Motion of no confidence in Estonian interior minister fails

  • 2019-12-17
  • BNS/TBT Staff

TALLINN - A motion of no confidence in Interior Minister Mart Helme failed in the Estonian parliament on Tuesday. 

The 101-seat chamber rejected the censure motion with 44 votes in favor and 42 against, with no abstentions.

The motion would have required 51 votes to pass.

The group of the opposition Reform Party filed the motion for the censure of the interior minister in connection with remarks made by the minister and chairman of the Estonian Conservative People's Party (EKRE) about Finland's new prime minister and the new government of Finland.
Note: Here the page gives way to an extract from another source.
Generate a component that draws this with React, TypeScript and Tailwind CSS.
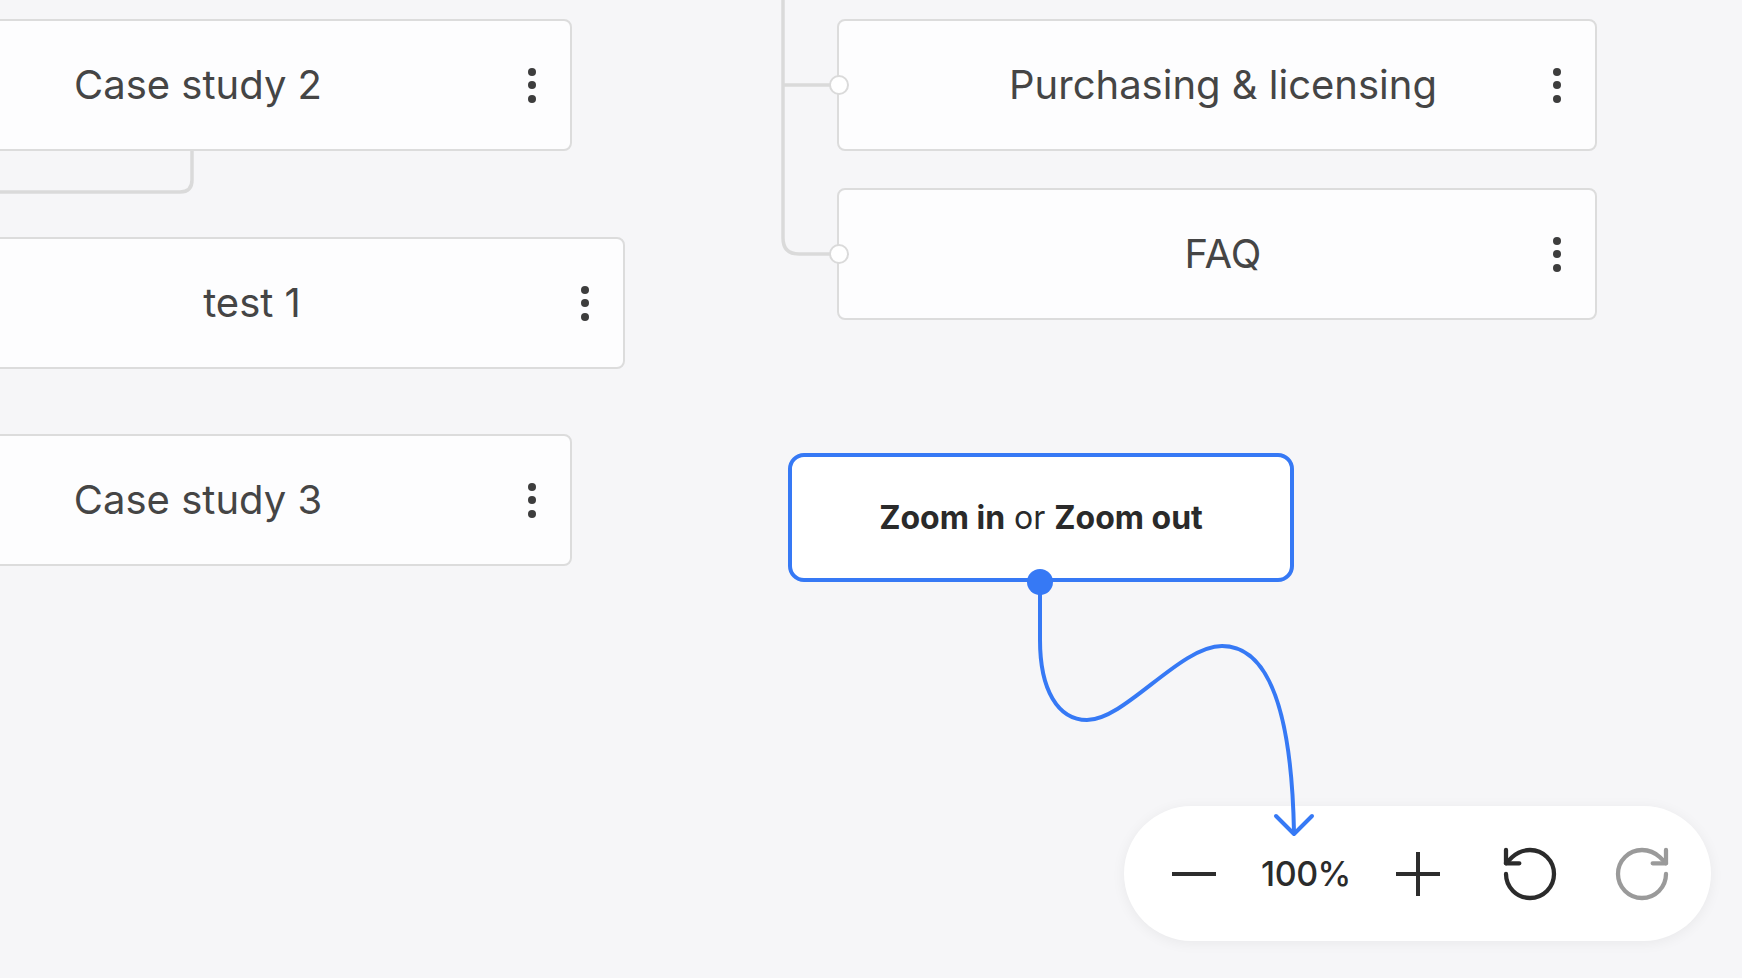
import { RotateCcw, RotateCw } from 'lucide-react';

interface NodeCardProps {
  label: string;
  left: number;
  top: number;
  width: number;
  offset?: number;
}

function Dots() {
  return (
    <div className="flex flex-col items-center gap-[5.5px]">
      <span className="w-2 h-2 rounded-full bg-[#3d3d3d]" />
      <span className="w-2 h-2 rounded-full bg-[#3d3d3d]" />
      <span className="w-2 h-2 rounded-full bg-[#3d3d3d]" />
    </div>
  );
}

function NodeCard({ label, left, top, width, offset = 76 }: NodeCardProps) {
  return (
    <div
      className="absolute h-[132px] flex items-center bg-[#fdfdfe] border-2 border-[#dcdcdc] rounded-lg"
      style={{ left, top, width }}
    >
      <div className="shrink-0" style={{ width: offset }} />
      <div className="flex-1 text-center text-[40px] leading-none text-[#454545] whitespace-nowrap">{label}</div>
      <div className="w-[76px] shrink-0 flex justify-center">
        <Dots />
      </div>
    </div>
  );
}

export default function App() {
  return (
    <div
      className="relative w-[1742px] h-[978px] overflow-hidden bg-[#f6f6f8]"
      style={{ fontFamily: 'Inter, "Noto Sans", sans-serif' }}
    >
      {/* tree connectors */}
      <svg className="absolute inset-0" width="1742" height="978" fill="none">
        <path d="M192 150 V180 Q192 192 180 192 H0" stroke="#dadada" strokeWidth="3.5" />
        <path d="M783 0 V238 Q783 254 799 254 H839" stroke="#dadada" strokeWidth="3.5" />
        <path d="M783 85 H839" stroke="#dadada" strokeWidth="3.5" />
      </svg>

      <NodeCard label="Case study 2" left={-176} top={19} width={748} />
      <NodeCard label="test 1" left={-121} top={237} width={746} />
      <NodeCard label="Case study 3" left={-176} top={434} width={748} />
      <NodeCard label="Purchasing & licensing" left={837} top={19} width={760} offset={88} />
      <NodeCard label="FAQ" left={837} top={188} width={760} offset={88} />

      <svg className="absolute inset-0 pointer-events-none" width="1742" height="978" fill="none">
        <circle cx="839" cy="85" r="9" fill="#ffffff" stroke="#dadada" strokeWidth="2" />
        <circle cx="839" cy="254" r="9" fill="#ffffff" stroke="#dadada" strokeWidth="2" />
      </svg>

      {/* tooltip node */}
      <div className="absolute left-[788px] top-[453px] w-[506px] h-[129px] flex items-center justify-center bg-white border-4 border-[#3679f5] rounded-2xl">
        <span className="text-[32px] text-[#2a2a2a] whitespace-nowrap">
          <b className="font-bold">Zoom in</b> or <b className="font-bold">Zoom out</b>
        </span>
      </div>

      {/* zoom toolbar */}
      <div className="absolute left-[1124px] top-[806px] w-[587px] h-[135px] flex items-center pl-[14px] bg-white rounded-full shadow-[0_2px_14px_rgba(0,0,0,0.06)]">
        <div className="w-[112px] flex justify-center">
          <div className="w-[44px] h-[4px] bg-[#2d2d2d]" />
        </div>
        <div className="w-[112px] flex justify-center text-[34px] font-medium tracking-[-0.5px] text-[#2b2b2b]">100%</div>
        <div className="w-[112px] flex justify-center">
          <svg width="44" height="44" viewBox="0 0 44 44">
            <path d="M22 0 V44 M0 22 H44" stroke="#2d2d2d" strokeWidth="4" />
          </svg>
        </div>
        <div className="w-[112px] flex justify-center">
          <RotateCcw size={64} strokeWidth={1.6} color="#2b2b2b" />
        </div>
        <div className="w-[112px] flex justify-center">
          <RotateCw size={64} strokeWidth={1.6} color="#9a9a9a" />
        </div>
      </div>

      {/* pointer from tooltip to toolbar */}
      <svg className="absolute inset-0 pointer-events-none" width="1742" height="978" fill="none">
        <path
          d="M1040 582 V640 C1040 690 1058 720 1087 720 C1125 720 1180 646 1222 646 C1275 646 1292 730 1294 832"
          stroke="#3679f5"
          strokeWidth="4"
          strokeLinecap="round"
        />
        <path d="M1276 816 L1294 834 L1312 816" stroke="#3679f5" strokeWidth="4" strokeLinecap="round" strokeLinejoin="round" />
        <circle cx="1040" cy="582" r="13" fill="#3679f5" />
      </svg>
    </div>
  );
}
"This is already the second time that we have to express no confidence in Interior Minister Mart Helme. It looks like one has run out of people to be insulted in Estonia and has to take on the government and the prime minister of Finland," chairman of the Reform Party Kaja Kallas said.

"We could offer also a tally of attacks by Mart Helme on members of the Riigikogu, attacks on different groups of people, insults to the left and right, yet we find that with his attack on the government of Finland and Finland's Prime Minister Sanna Marin alone he has harmed the relations between Estonia and Finland, the reputation of the Estonian state, degraded women and taunted ordinary working people," Kallas said.
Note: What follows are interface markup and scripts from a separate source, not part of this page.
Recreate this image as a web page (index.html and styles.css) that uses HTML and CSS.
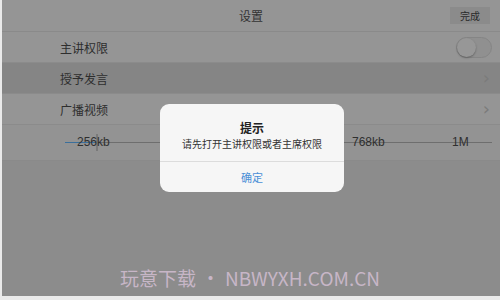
FILE: index.html
```html
<!DOCTYPE html>
<html>
<head>
<meta charset="utf-8">
<link rel="stylesheet" href="styles.css">
</head>
<body>
<div class="screen">
  <div class="header">
    <div class="title">设置</div>
    <div class="done">完成</div>
  </div>
  <div class="row">
    <span class="label">主讲权限</span>
    <span class="toggle"><span class="knob"></span></span>
  </div>
  <div class="row dark">
    <span class="label">授予发言</span>
    <span class="chev">›</span>
  </div>
  <div class="row">
    <span class="label">广播视频</span>
    <span class="chev">›</span>
  </div>
  <div class="slider">
    <div class="track"></div>
    <div class="fill"></div>
    <div class="tick"></div>
    <span class="mark m1">256kb</span>
    <span class="mark m2">768kb</span>
    <span class="mark m3">1M</span>
  </div>
  <div class="rest">
    <div class="wm">玩意下载<span class="dot">•</span>NBWYXH.COM.CN</div>
  </div>
  <div class="dialog">
    <div class="dbody">
      <div class="dtitle">提示</div>
      <div class="dmsg">请先打开主讲权限或者主席权限</div>
    </div>
    <div class="dbtn">确定</div>
  </div>
</div>
</body>
</html>
```
FILE: styles.css
```css
html, body { margin: 0; padding: 0; }
body { width: 500px; height: 300px; overflow: hidden; background: #eaeaea; font-family: "Noto Sans CJK SC", "Liberation Sans", sans-serif; }
.screen { position: relative; width: 498px; height: 296px; margin-left: 2px; background: #8d8d8d; display: flex; flex-direction: column; }
.header { height: 32px; display: flex; align-items: center; justify-content: center; position: relative; background: #959595; border-bottom: 1px solid #8a8a8a; box-sizing: border-box; }
.title { font-size: 12px; color: #333; }
.done { position: absolute; right: 10px; top: 7px; width: 40px; height: 17px; background: #8b8b8b; font-size: 10px; color: #2a2a2a; display: flex; align-items: center; justify-content: center; }
.row { height: 30px; display: flex; align-items: center; justify-content: space-between; padding: 0 10px 0 58px; background: #959595; border-bottom: 1px solid #8b8b8b; }
.row.dark { background: #858585; }
.label { font-size: 12px; color: #2e2e2e; }
.chev { font-size: 18px; color: #7b7b7b; font-family: "DejaVu Sans", sans-serif; line-height: 1; }
.toggle { width: 36px; height: 21px; border-radius: 11px; background: #909090; border: 1px solid #858585; position: relative; box-sizing: border-box; margin-right: -2px; }
.knob { position: absolute; left: 0; top: 0; width: 19px; height: 19px; border-radius: 50%; background: #979797; box-shadow: 0 1px 2px rgba(0,0,0,0.3); }
.slider { height: 35px; position: relative; background: #939393; border-bottom: 1px solid #8a8a8a; }
.track { position: absolute; left: 63px; right: 8px; top: 17px; height: 1px; background: #6e6e6e; }
.fill { position: absolute; left: 63px; width: 32px; top: 17px; height: 1px; background: #3b6f9b; }
.tick { position: absolute; left: 94px; top: 9px; width: 2px; height: 17px; background: #7a7a7a; }
.mark { position: absolute; top: 10px; font-size: 12px; line-height: 14px; color: #2f2f2f; font-family: "Liberation Sans", sans-serif; }
.m1 { left: 75px; }
.m2 { left: 350px; }
.m3 { left: 450px; }
.rest { flex: 1; background: #8c8c8c; display: flex; align-items: flex-end; justify-content: center; padding-bottom: 6px; }
.wm { font-size: 19px; color: #c7b6c7; font-family: "Noto Sans CJK SC", "Open Sans", sans-serif; line-height: 1.2; margin-left: -2px; }
.dot { margin: 0 5px; }
.dialog { position: absolute; left: 158px; top: 104px; width: 184px; height: 88px; background: #f6f6f6; border-radius: 9px; display: flex; flex-direction: column; overflow: hidden; }
.dbody { height: 58px; display: flex; flex-direction: column; align-items: center; justify-content: center; border-bottom: 1px solid #dcdcdc; padding-top: 4px; box-sizing: border-box; }
.dtitle { font-size: 12px; font-weight: bold; color: #222; line-height: 16px; }
.dmsg { font-size: 10px; color: #333; line-height: 13px; margin-top: 1px; }
.dbtn { flex: 1; display: flex; align-items: center; justify-content: center; font-size: 11px; color: #4a8fd6; }
```
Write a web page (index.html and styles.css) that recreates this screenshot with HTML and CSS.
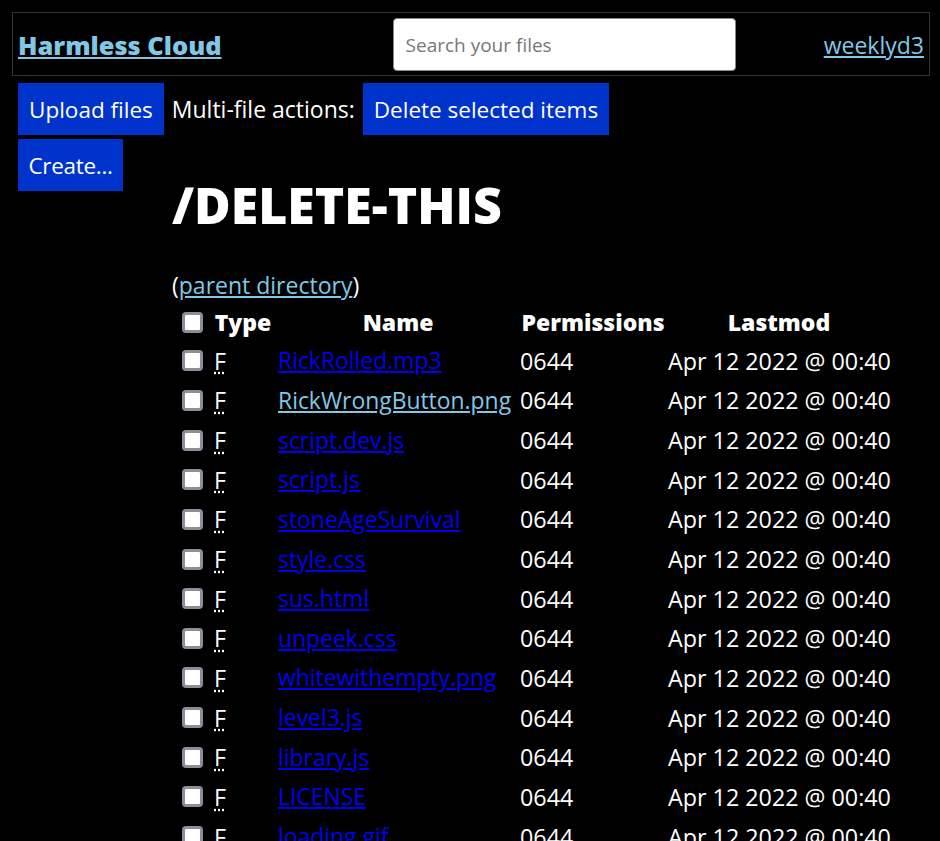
FILE: index.html
```html
<!DOCTYPE html>
<html lang="en">
<head>
<meta charset="utf-8">
<title>Harmless Cloud</title>
<link rel="stylesheet" href="styles.css">
</head>
<body>
<header class="topbar">
  <a class="brand" href="#">Harmless Cloud</a>
  <input class="search" type="text" placeholder="Search your files">
  <a class="user" href="#">weeklyd3</a>
</header>
<div class="toolbar">
  <button class="btn">Upload files</button>
  <span class="label">Multi-file actions:</span>
  <button class="btn">Delete selected items</button>
</div>
<div class="layout">
  <aside class="side">
    <button class="btn btn-create">Create...</button>
  </aside>
  <main class="main">
    <h1 class="dir">/DELETE-THIS</h1>
    <p class="parent">(<a class="visited" href="#">parent directory</a>)</p>
    <table class="files">
      <colgroup>
        <col class="c-check"><col class="c-type"><col class="c-name"><col class="c-perm"><col class="c-mod">
      </colgroup>
      <thead>
        <tr><th class="chk"><span class="box"></span></th><th>Type</th><th>Name</th><th>Permissions</th><th>Lastmod</th></tr>
      </thead>
      <tbody>
        <tr><td class="chk"><span class="box"></span></td><td class="type"><abbr>F</abbr></td><td class="name"><a href="#">RickRolled.mp3</a></td><td class="perm">0644</td><td>Apr 12 2022 @ 00:40</td></tr>
        <tr><td class="chk"><span class="box"></span></td><td class="type"><abbr>F</abbr></td><td class="name"><a class="visited" href="#">RickWrongButton.png</a></td><td class="perm">0644</td><td>Apr 12 2022 @ 00:40</td></tr>
        <tr><td class="chk"><span class="box"></span></td><td class="type"><abbr>F</abbr></td><td class="name"><a href="#">script.dev.js</a></td><td class="perm">0644</td><td>Apr 12 2022 @ 00:40</td></tr>
        <tr><td class="chk"><span class="box"></span></td><td class="type"><abbr>F</abbr></td><td class="name"><a href="#">script.js</a></td><td class="perm">0644</td><td>Apr 12 2022 @ 00:40</td></tr>
        <tr><td class="chk"><span class="box"></span></td><td class="type"><abbr>F</abbr></td><td class="name"><a href="#">stoneAgeSurvival</a></td><td class="perm">0644</td><td>Apr 12 2022 @ 00:40</td></tr>
        <tr><td class="chk"><span class="box"></span></td><td class="type"><abbr>F</abbr></td><td class="name"><a href="#">style.css</a></td><td class="perm">0644</td><td>Apr 12 2022 @ 00:40</td></tr>
        <tr><td class="chk"><span class="box"></span></td><td class="type"><abbr>F</abbr></td><td class="name"><a href="#">sus.html</a></td><td class="perm">0644</td><td>Apr 12 2022 @ 00:40</td></tr>
        <tr><td class="chk"><span class="box"></span></td><td class="type"><abbr>F</abbr></td><td class="name"><a href="#">unpeek.css</a></td><td class="perm">0644</td><td>Apr 12 2022 @ 00:40</td></tr>
        <tr><td class="chk"><span class="box"></span></td><td class="type"><abbr>F</abbr></td><td class="name"><a href="#">whitewithempty.png</a></td><td class="perm">0644</td><td>Apr 12 2022 @ 00:40</td></tr>
        <tr><td class="chk"><span class="box"></span></td><td class="type"><abbr>F</abbr></td><td class="name"><a href="#">level3.js</a></td><td class="perm">0644</td><td>Apr 12 2022 @ 00:40</td></tr>
        <tr><td class="chk"><span class="box"></span></td><td class="type"><abbr>F</abbr></td><td class="name"><a href="#">library.js</a></td><td class="perm">0644</td><td>Apr 12 2022 @ 00:40</td></tr>
        <tr><td class="chk"><span class="box"></span></td><td class="type"><abbr>F</abbr></td><td class="name"><a href="#">LICENSE</a></td><td class="perm">0644</td><td>Apr 12 2022 @ 00:40</td></tr>
        <tr><td class="chk"><span class="box"></span></td><td class="type"><abbr>F</abbr></td><td class="name"><a href="#">loading.gif</a></td><td class="perm">0644</td><td>Apr 12 2022 @ 00:40</td></tr>
      </tbody>
    </table>
  </main>
</div>
</body>
</html>
```
FILE: styles.css
```css
html, body {
  background: #000;
}
body {
  margin: 12px 10px 12px 12px;
  color: #fff;
  font-family: "Open Sans", "Noto Sans", sans-serif;
  font-size: 23px;
  overflow: hidden;
}
a {
  color: #0000ee;
}
a.visited {
  color: #80c8e6;
}
.topbar {
  display: flex;
  align-items: center;
  border: 1px solid #333;
  padding: 5px 5px 4px 5px;
}
.brand {
  font-family: "Open Sans", sans-serif;
  font-weight: 800;
  font-size: 25.4px;
  color: #80c8e6;
}
.search {
  margin-left: 171px;
  width: 343px;
  height: 53px;
  box-sizing: border-box;
  border: 1px solid #888;
  border-radius: 4px;
  padding: 0 12px;
  font-family: inherit;
  font-size: 19px;
  background: #fff;
}
.search::placeholder {
  color: #777;
}
.user {
  margin-left: auto;
  color: #80c8e6;
  font-size: 23px;
}
.toolbar {
  display: flex;
  align-items: center;
  gap: 8px;
  padding: 7px 6px 0 6px;
}
.btn {
  background: #0033cc;
  color: #fff;
  border: none;
  font-family: inherit;
  font-size: 22.5px;
  height: 52px;
  padding: 0 11px;
}
.btn-create {
  padding: 0 10.5px;
  letter-spacing: -0.3px;
}
.layout {
  display: flex;
  padding: 4px 6px 0 6px;
}
.side {
  width: 154px;
  flex: none;
}
.main {
  flex: 1;
}
.dir {
  font-family: "Open Sans", sans-serif;
  font-weight: 800;
  font-size: 50px;
  line-height: 1;
  margin: 41px 0 0 0;
}
.parent {
  margin: 39px 0 2px 0;
}
.files {
  border-collapse: collapse;
  table-layout: fixed;
  width: 718px;
}
.c-check { width: 36px; }
.c-type { width: 70px; }
.c-name { width: 240px; }
.c-perm { width: 150px; }
.c-mod { width: 222px; }
.files th, .files td {
  padding: 0;
  height: 39.65px;
  white-space: nowrap;
}
.files th {
  font-family: "Open Sans", sans-serif;
  font-weight: 800;
  font-size: 23px;
  text-align: center;
  height: 38px;
}
.files td {
  text-align: left;
  font-size: 23.3px;
}
.files td.name {
  font-size: 22.9px;
}
.files td.perm {
  padding-left: 2px;
}
.chk {
  padding-left: 10px !important;
}
.box {
  display: block;
  width: 21px;
  height: 21px;
  box-sizing: border-box;
  background: #fff;
  border: 3px solid #8c8c9a;
  border-radius: 4px;
}
.type {
  padding-left: 6px !important;
}
abbr {
  text-decoration: underline dotted;
  text-underline-offset: 3px;
}
```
The leader of the largest opposition party said that a person who is lacking self-criticism, but who on the other hand has morbid hatred of everything different from them, primarily women, cannot be a member of the Estonian government.

Helme on a radio broadcast on Sunday called into question the competence of Finland's new Prime Minister Sanna Marin and the new government of Finland.

Among other things, the minister and party leader said that a shop assistant girl has become the prime minister in Finland. 

Marin has said that she worked as a shop assistant in a supermarket in her younger years.

The Finnish parliament last Tuesday approved Marin, deputy chair of the Finnish Social Democratic Party, in a 99-70 vote, making the 34-year-old Finland's youngest sitting head of government. Marin was elected prime minister designate following the resignation of Antti Rinne after losing the trust of coalition partners for reasons connected with the postal workers' strike after just six months in the office. The five parties that make up the government of Finland remain unchanged. 

Helme made the comments about the new prime minister and the government of Finland during a broadcast on a private radio station affiliated with EKRE.